Should my conclusion match my introduction exactly?

Your conclusion should connect to your introduction without mirroring it exactly. The relationship should show growth—where your introduction raised questions or made preliminary claims, your conclusion answers those questions or proves those claims with the confidence of proven arguments. Some techniques like bookending deliberately create symmetry, but even then, the conclusion should transform the meaning of introductory elements rather than merely repeating them.

What if I realize while writing my conclusion that I forgot something important?

If you discover crucial information or arguments missing while drafting your conclusion, resist the temptation to squeeze them into the ending. Instead, go back and revise your body paragraphs to incorporate this material properly. Your conclusion should work with the essay you actually wrote, not the essay you wish you'd written. If time constraints prevent revision, save that material for your next essay rather than cramping it awkwardly into an already-complete argument.

 

How can I make my conclusion more memorable?

Employ specific techniques that create impact: use the bookend technique to create satisfying closure, craft a powerful clincher sentence with strong rhythm and imagery, incorporate rhetorical devices like parallelism or antithesis, connect your argument to broader significance through the "bigger picture" approach, or include a call to action that inspires readers. Most importantly, ensure your conclusion offers genuine insight rather than mere repetition—readers remember conclusions that teach them something or make them think differently.

Is there a formula for writing conclusions?

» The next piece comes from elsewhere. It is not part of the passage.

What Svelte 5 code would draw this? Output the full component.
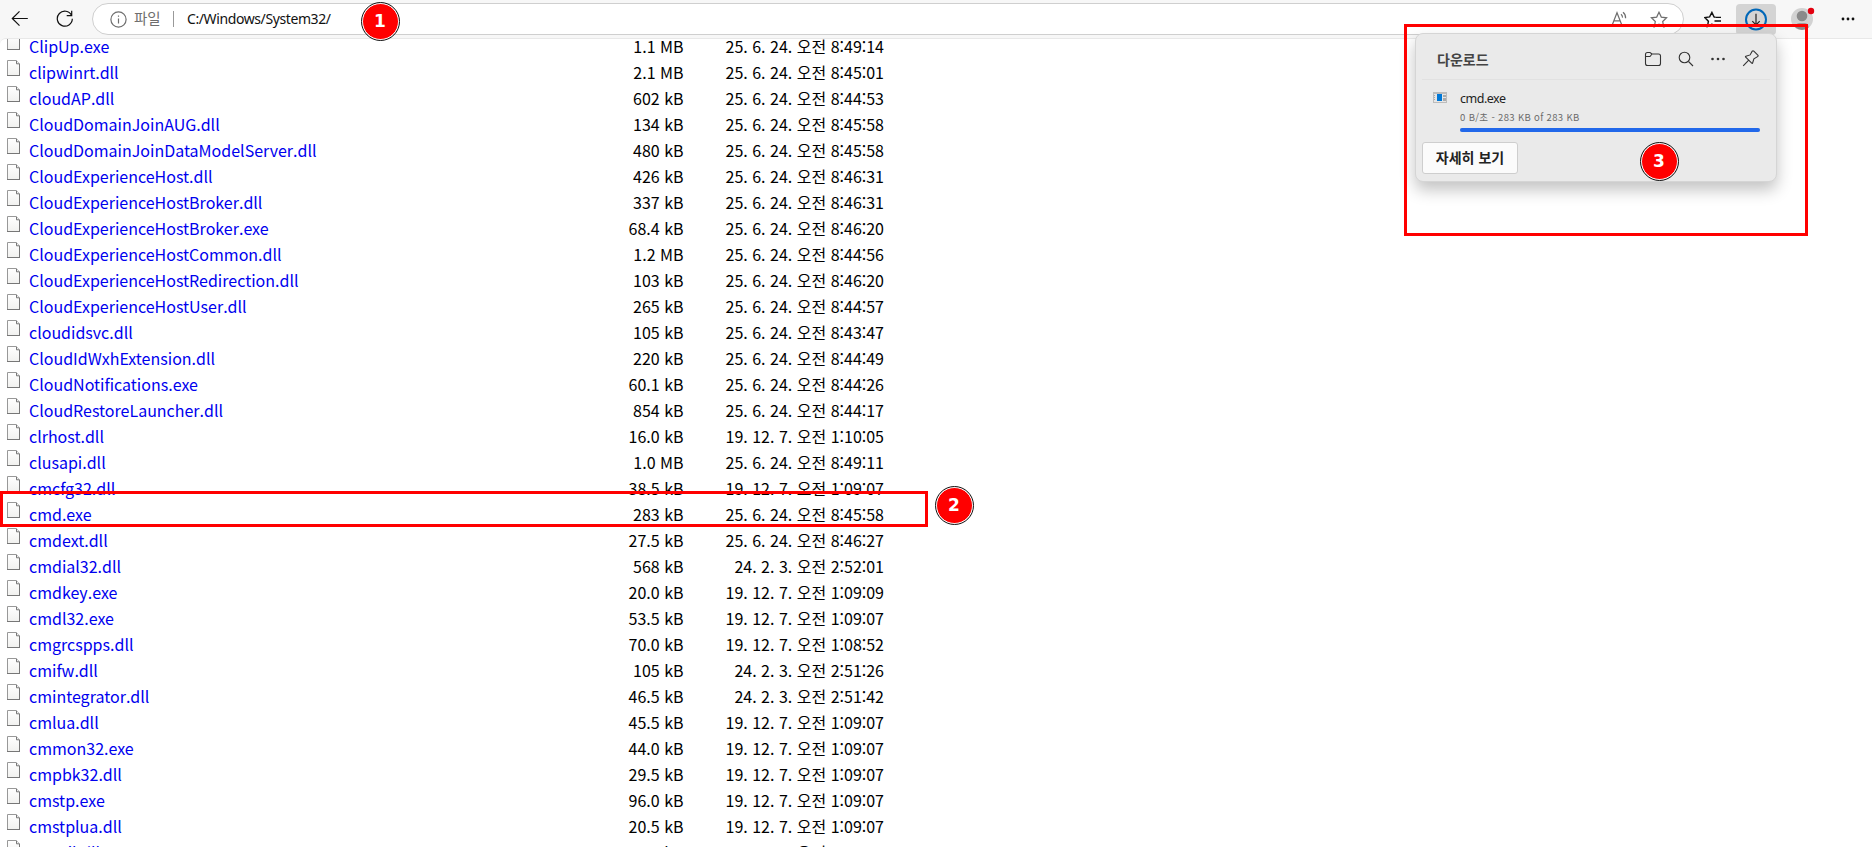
<script lang="ts">
	interface Entry {
		name: string;
		size: string;
		date: string;
	}

	const entries: Entry[] = [
		{ name: 'ClipUp.exe', size: '1.1 MB', date: '25. 6. 24. 오전 8:49:14' },
		{ name: 'clipwinrt.dll', size: '2.1 MB', date: '25. 6. 24. 오전 8:45:01' },
		{ name: 'cloudAP.dll', size: '602 kB', date: '25. 6. 24. 오전 8:44:53' },
		{ name: 'CloudDomainJoinAUG.dll', size: '134 kB', date: '25. 6. 24. 오전 8:45:58' },
		{ name: 'CloudDomainJoinDataModelServer.dll', size: '480 kB', date: '25. 6. 24. 오전 8:45:58' },
		{ name: 'CloudExperienceHost.dll', size: '426 kB', date: '25. 6. 24. 오전 8:46:31' },
		{ name: 'CloudExperienceHostBroker.dll', size: '337 kB', date: '25. 6. 24. 오전 8:46:31' },
		{ name: 'CloudExperienceHostBroker.exe', size: '68.4 kB', date: '25. 6. 24. 오전 8:46:20' },
		{ name: 'CloudExperienceHostCommon.dll', size: '1.2 MB', date: '25. 6. 24. 오전 8:44:56' },
		{ name: 'CloudExperienceHostRedirection.dll', size: '103 kB', date: '25. 6. 24. 오전 8:46:20' },
		{ name: 'CloudExperienceHostUser.dll', size: '265 kB', date: '25. 6. 24. 오전 8:44:57' },
		{ name: 'cloudidsvc.dll', size: '105 kB', date: '25. 6. 24. 오전 8:43:47' },
		{ name: 'CloudIdWxhExtension.dll', size: '220 kB', date: '25. 6. 24. 오전 8:44:49' },
		{ name: 'CloudNotifications.exe', size: '60.1 kB', date: '25. 6. 24. 오전 8:44:26' },
		{ name: 'CloudRestoreLauncher.dll', size: '854 kB', date: '25. 6. 24. 오전 8:44:17' },
		{ name: 'clrhost.dll', size: '16.0 kB', date: '19. 12. 7. 오전 1:10:05' },
		{ name: 'clusapi.dll', size: '1.0 MB', date: '25. 6. 24. 오전 8:49:11' },
		{ name: 'cmcfg32.dll', size: '38.5 kB', date: '19. 12. 7. 오전 1:09:07' },
		{ name: 'cmd.exe', size: '283 kB', date: '25. 6. 24. 오전 8:45:58' },
		{ name: 'cmdext.dll', size: '27.5 kB', date: '25. 6. 24. 오전 8:46:27' },
		{ name: 'cmdial32.dll', size: '568 kB', date: '24. 2. 3. 오전 2:52:01' },
		{ name: 'cmdkey.exe', size: '20.0 kB', date: '19. 12. 7. 오전 1:09:09' },
		{ name: 'cmdl32.exe', size: '53.5 kB', date: '19. 12. 7. 오전 1:09:07' },
		{ name: 'cmgrcspps.dll', size: '70.0 kB', date: '19. 12. 7. 오전 1:08:52' },
		{ name: 'cmifw.dll', size: '105 kB', date: '24. 2. 3. 오전 2:51:26' },
		{ name: 'cmintegrator.dll', size: '46.5 kB', date: '24. 2. 3. 오전 2:51:42' },
		{ name: 'cmlua.dll', size: '45.5 kB', date: '19. 12. 7. 오전 1:09:07' },
		{ name: 'cmmon32.exe', size: '44.0 kB', date: '19. 12. 7. 오전 1:09:07' },
		{ name: 'cmpbk32.dll', size: '29.5 kB', date: '19. 12. 7. 오전 1:09:07' },
		{ name: 'cmstp.exe', size: '96.0 kB', date: '19. 12. 7. 오전 1:09:07' },
		{ name: 'cmstplua.dll', size: '20.5 kB', date: '19. 12. 7. 오전 1:09:07' },
		{ name: 'cmutil.dll', size: '56.5 kB', date: '19. 12. 7. 오전 1:09:07' }
	];

	let progress = $state(100);
</script>

<div class="browser" lang="ko">
	<header class="toolbar">
		<button class="nav back" aria-label="뒤로">
			<svg width="18" height="18" viewBox="0 0 18 18"><path d="M16.800 8.500H1.500M8.500 1.300 1.300 8.500l7.200 7.200" /></svg>
		</button>
		<button class="nav reload" aria-label="새로 고침">
			<svg width="18" height="18" viewBox="0 0 18 18">
				<path d="M15.600 5.500A7.500 7.500 0 1 0 16.300 8.700M15.700 .7v5h-5" />
			</svg>
		</button>
		<div class="address">
			<svg class="info" width="17" height="17" viewBox="0 0 17 17">
				<circle cx="8.500" cy="8.500" r="7.600" />
				<path d="M8.500 7.500v5M8.500 4.400v1.400" />
			</svg>
			<span class="scheme">파일</span>
			<span class="divider"></span>
			<span class="url">C:/Windows/System32/</span>
			<svg class="read" width="17" height="16" viewBox="0 0 17 16">
				<path d="M1.200 14 6 1.700l4.800 12.300M2.900 9.800h6.200M10 3.200q1.600 1.300 1.500 3.400M12 1.200q2.800 2.200 2.600 6" />
			</svg>
			<svg class="star" width="18" height="17" viewBox="0 0 18 17">
				<path d="m9 1.200 2.300 4.900 5.300.7-3.900 3.700 1 5.400L9 13.300l-4.700 2.600 1-5.400L1.400 6.800l5.300-.7z" />
			</svg>
		</div>
		<button class="nav favorites" aria-label="즐겨찾기">
			<svg width="18" height="17" viewBox="0 0 18 17">
				<path d="M11.300 6.200 10 5.900 7.900 1.400 5.600 5.900.9 6.600l3.500 3.600-.9 5.300 5-2.700M11.500 6.400h5.500M10.500 10h6.500M11.500 13.600h5.500" />
			</svg>
		</button>
		<button class="nav downloads" aria-label="다운로드">
			<svg width="24" height="24" viewBox="0 0 24 24">
				<circle cx="12" cy="11.500" r="10" />
				<path d="M12 5.800v11M8.300 13.100l3.700 3.700 3.700-3.700" />
			</svg>
		</button>
		<button class="nav profile" aria-label="프로필">
			<svg width="26" height="26" viewBox="0 0 26 26">
				<circle cx="12" cy="13" r="11" fill="#d2d2d2" />
				<circle cx="12" cy="10" r="5.300" fill="#8a8a8a" />
				<path d="M5.500 21.800v-.8q0-3.800 4-3.800h5q4 0 4 3.800v.8a11 11 0 0 1-13 0z" fill="#8a8a8a" />
				<circle cx="21" cy="5" r="3.200" fill="#e3000f" />
			</svg>
		</button>
		<button class="nav more" aria-label="설정 및 기타">
			<svg width="14" height="4" viewBox="0 0 14 4">
				<circle cx="2" cy="2" r="1.400" /><circle cx="7" cy="2" r="1.400" /><circle cx="12" cy="2" r="1.400" />
			</svg>
		</button>
	</header>

	<main class="page">
		<div class="listing">
			{#each entries as entry (entry.name)}
				<div class="row">
					<svg class="file" width="13" height="16" viewBox="0 0 13 16">
						<defs>
							<linearGradient id="paper" x1="0" y1="0" x2="0" y2="1">
								<stop offset="0" stop-color="#fff" />
								<stop offset="1" stop-color="#f1f1ef" />
							</linearGradient>
						</defs>
						<path d="M.5.5h8.700l3.300 3.300v11.700H.5z" fill="url(#paper)" stroke="#989898" />
						<path d="M0 15.500h13M12.500 4v12" stroke="#777" />
						<path d="M9.500.8v3h3" fill="#eee" stroke="#777" />
					</svg>
					<a href="#{entry.name}">{entry.name}</a>
					<span class="size">{entry.size}</span>
					<span class="date">{entry.date}</span>
				</div>
			{/each}
		</div>
	</main>

	<section class="popup">
		<div class="popup-header">
			<h2>다운로드</h2>
			<svg width="18" height="16" viewBox="0 0 18 16">
				<path d="M1.500 12.500v-9q0-2 2-2h2.500l2 1.500h6.500q2 0 2 2v7.500q0 2-2 2h-11q-2 0-2-2zM1.500 5.500h4.500L8 3" />
			</svg>
			<svg width="16" height="16" viewBox="0 0 16 16">
				<circle cx="6.500" cy="6.500" r="5.300" /><path d="m10.500 10.500 4.500 4.500" />
			</svg>
			<svg class="dots" width="16" height="16" viewBox="0 0 16 16">
				<circle cx="2.500" cy="8" r="1.300" /><circle cx="8" cy="8" r="1.300" /><circle cx="13.500" cy="8" r="1.300" />
			</svg>
			<svg width="17" height="17" viewBox="0 0 17 17">
				<path d="M10.200 1.200q.8-.8 1.600 0l4 4q.8.8-.2 1.400l-3.700 2.200-1.300 4.200q-.3.800-.9.200L3.700 7.200q-.6-.6.200-.9l4.200-1.400zM6.500 10.300l-5.300 5.500" />
			</svg>
		</div>
		<div class="item">
			<svg class="app" width="14" height="11" viewBox="0 0 14 11">
				<path d="M0 0h14v11H0z" fill="#bcbcbc" />
				<path d="M1 2h12v8H1z" fill="#e6e6e6" />
				<path d="M4 2h5v7H4z" fill="#0078d7" />
				<path d="M10 3h3v2h-3zM10 6h3v3h-3zM1 3h1v1H1zM1 5h1v1H1zM1 7h1v1H1z" fill="#aaa" />
			</svg>
			<div class="details">
				<div class="filename">cmd.exe</div>
				<div class="status">0 B/초 - 283 KB of 283 KB</div>
				<div class="track"><div class="bar" style="width: {progress}%"></div></div>
			</div>
		</div>
		<button class="see-more">자세히 보기</button>
	</section>

	<div class="outline row-outline"></div>
	<div class="outline popup-outline"></div>
	<span class="step one">1</span>
	<span class="step two">2</span>
	<span class="step three">3</span>
</div>

<style>
	:global(body) {
		margin: 0;
		overflow: hidden;
	}
	.browser {
		position: relative;
		display: flex;
		flex-direction: column;
		height: 847px;
		overflow: hidden;
		background: #f7f7f7;
		font-family: 'Noto Sans CJK KR', sans-serif;
	}
	button {
		font-family: inherit;
		padding: 0;
		border: 0;
		background: none;
	}
	svg {
		display: block;
		flex: none;
		fill: none;
		stroke: #222;
		stroke-width: 1.2;
	}
	.toolbar {
		display: flex;
		height: 38px;
		flex: none;
		box-sizing: border-box;
		padding: 3px 0 0 11px;
	}
	.nav {
		display: flex;
		align-items: center;
		justify-content: center;
		height: 32px;
		flex: none;
	}
	.back {
		width: 18px;
	}
	.reload {
		width: 18px;
		margin: 0 18px 0 27px;
	}
	.back svg,
	.reload svg {
		stroke: #111;
		stroke-width: 1.2;
	}
	.address {
		display: flex;
		align-items: center;
		box-sizing: border-box;
		width: 1592px;
		height: 32px;
		padding: 0 15px 0 17px;
		border: 1px solid #cfcfcf;
		border-radius: 16px;
		background: #fff;
		font-size: 14px;
	}
	.address svg {
		stroke: #6e6e6e;
	}
	.scheme {
		width: 39px;
		margin-left: 7px;
		color: #6e6e6e;
		font-size: 14.5px;
		line-height: 28px;
		height: 30px;
	}
	.divider {
		width: 1px;
		height: 16px;
		background: #999;
	}
	.url {
		flex: 1;
		margin-left: 13px;
		color: #111;
		font-family: 'Noto Sans', sans-serif;
		font-size: 14px;
		letter-spacing: -0.4px;
		line-height: 30px;
	}
	.star {
		margin-left: 22px;
	}
	.favorites {
		width: 18px;
		margin-left: 20px;
	}
	.favorites svg {
		stroke: #111;
		stroke-width: 1.4;
	}
	.downloads {
		width: 40px;
		height: 31px;
		margin: 1px 0 0 14px;
		border-radius: 4px;
		background: #d4d4d4;
	}
	.downloads circle {
		stroke: #0067b8;
		stroke-width: 2;
	}
	.profile {
		width: 26px;
		margin-left: 14px;
	}
	.profile svg,
	.more svg {
		stroke: none;
	}
	.more {
		width: 14px;
		margin-left: 25px;
	}
	.more svg {
		fill: #111;
	}
	.page {
		flex: 1;
		min-height: 0;
		overflow: hidden;
		border-top: 1px solid #e8e8e8;
		border-radius: 6px 0 0 0;
		background: #fff;
	}
	.listing {
		margin-top: -6px;
	}
	.row {
		display: flex;
		height: 26px;
		padding-left: 7px;
		font-size: 16px;
		line-height: 26px;
		white-space: nowrap;
		color: #000;
	}
	.file {
		margin: 1px 9px 0 0;
		stroke-width: 1;
	}
	.row a {
		width: 534px;
		color: #0000ee;
		text-decoration: none;
	}
	.size {
		width: 120.5px;
		text-align: right;
	}
	.date {
		width: 200.5px;
		text-align: right;
	}
	.popup {
		position: absolute;
		top: 33px;
		left: 1415px;
		box-sizing: border-box;
		width: 362px;
		height: 149px;
		padding: 0 6px;
		border: 1px solid #d5d5d5;
		border-radius: 8px;
		background: #eaeaea;
		box-shadow: 0 8px 16px rgba(0, 0, 0, 0.24);
	}
	.popup-header {
		display: flex;
		align-items: center;
		gap: 16px;
		height: 46px;
		padding: 4px 11px 0 15px;
		box-sizing: border-box;
		border-bottom: 1px solid #e1e1e1;
	}
	.popup-header h2 {
		flex: 1;
		margin: 0;
		color: #444;
		font-size: 14px;
		font-weight: 600;
		line-height: 20px;
	}
	.popup-header svg {
		stroke: #333;
		stroke-width: 1.1;
	}
	.popup-header .dots {
		fill: #333;
		stroke: none;
	}
	.item {
		display: flex;
		padding: 12px 10px 0 11px;
	}
	.app {
		margin: 0 13px 0 0;
		stroke: none;
	}
	.details {
		flex: 1;
	}
	.filename {
		height: 15px;
		color: #222;
		font-family: 'Noto Sans', sans-serif;
		font-size: 12.5px;
		letter-spacing: -0.5px;
		line-height: 14px;
	}
	.status {
		height: 20px;
		color: #6a6a6a;
		font-size: 9.5px;
		letter-spacing: 0.35px;
		line-height: 21px;
		white-space: nowrap;
	}
	.track {
		height: 4px;
		margin-top: 1px;
		border-radius: 2px;
		background: #ccc;
	}
	.bar {
		height: 4px;
		border-radius: 2px;
		background: #2268ea;
	}
	.see-more {
		display: block;
		box-sizing: border-box;
		width: 96px;
		height: 32px;
		margin-top: 10px;
		padding-bottom: 2px;
		border: 1px solid #cecece;
		border-radius: 3px;
		background: #fbfbfb;
		color: #222;
		font-size: 14px;
		font-weight: 600;
		line-height: 28px;
	}
	.outline {
		position: absolute;
		box-sizing: border-box;
		border: 3px solid #f00;
	}
	.row-outline {
		top: 491px;
		left: 0;
		width: 928px;
		height: 36px;
	}
	.popup-outline {
		top: 24px;
		left: 1404px;
		width: 404px;
		height: 212px;
	}
	.step {
		position: absolute;
		box-sizing: border-box;
		width: 37px;
		height: 37px;
		border: 1px solid #fff;
		border-radius: 50%;
		outline: 1px solid #111;
		background: #f00;
		color: #fff;
		font: bold 17px/34px 'DejaVu Sans', sans-serif;
		text-align: center;
	}
	.one {
		top: 2.5px;
		left: 361.5px;
	}
	.two {
		top: 487px;
		left: 935.5px;
	}
	.three {
		top: 143px;
		left: 1640.5px;
	}
</style>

While certain elements appear in most strong conclusions—restated thesis, synthesis of main points, final insight—effective conclusions resist formulaic approaches. The best conclusions emerge organically from your specific argument and purpose. Use proven techniques as starting points, but adapt them to your unique content and context. Your conclusion should feel like the natural culmination of your particular essay, not a generic template filled in with your topic.